Leap Day (Season 6, Ep. 9) - The best episode of the show; 30 Rock was at its finest when it was fast, funny, satirical, leaned into the slightly alternate universe the show took place in, and used its great guests to their fullest, and this episode had all of it in droves. And, plus, who doesn’t love it when shows go to Benihana - “where dinner is the show!

My Whole Life Is Thunder (Season 7, Ep. 8) - I said a lot of these episodes can stand on their own merit, but you can’t have great episodes like this without the deep connections between the characters and investment from the audience. A fitting way to draw the Jack and Colleen story to a close.
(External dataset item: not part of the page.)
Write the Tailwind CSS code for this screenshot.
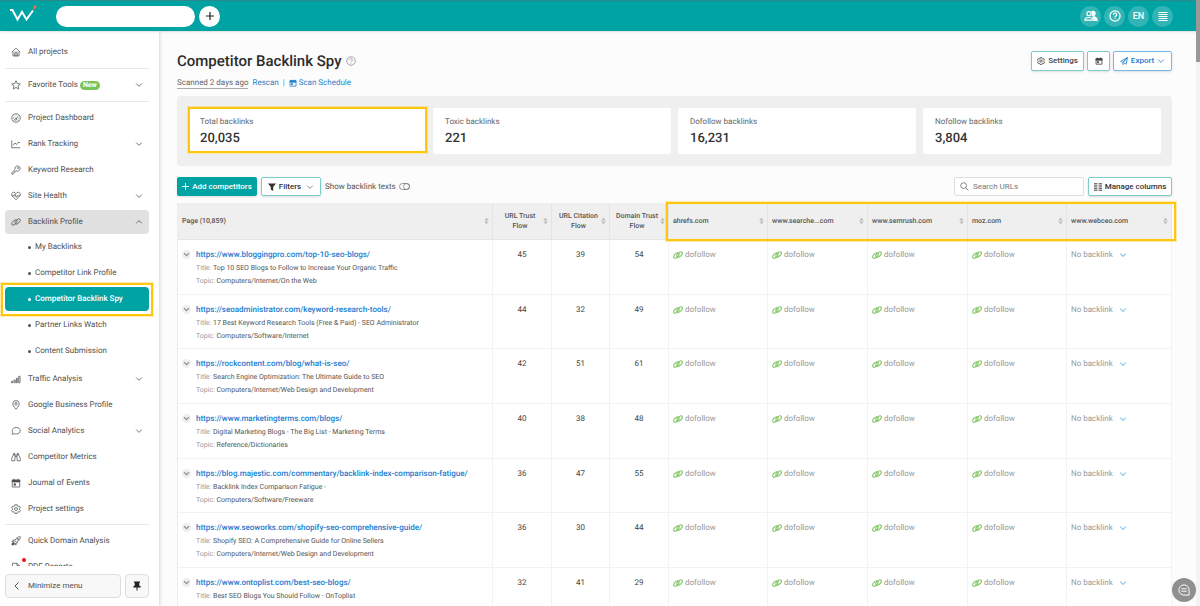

A Goon’s Deed in a Weary World / Hogcock! / Last Lunch (Penultimate Episode, Finale) - It went out like it came in - full of life, humor, and heartfelt connection. A good sendoff, and one that was, fortunately, by design.

The Review

In the end, I think a lot of things make this show worth watching. Even the episodes with weak plots are made up by a consistent quality of comedic entertainment. The show is absolutely re-watchable, and probably necessary, in order to get all the humor baked into each episode. The characters aren’t perfect, and that makes them more relatable, even for a ridiculous superstar like Tracy, and a lot of them have great depth shaded in over the years. In the end, I think what kept me coming back was a combination of all of those, plus a great score and good editing, that really meant a high quality product, even on days where the plot was weaker. I’ve never reviewed a show before, so hopefully all of this made sense and was convincing, because I don’t feel like my humble words did it justice. It’s a good show, one that I give to you with a high recommendation: 4.7/5.

To watch, you can find 30 Rock on Hulu.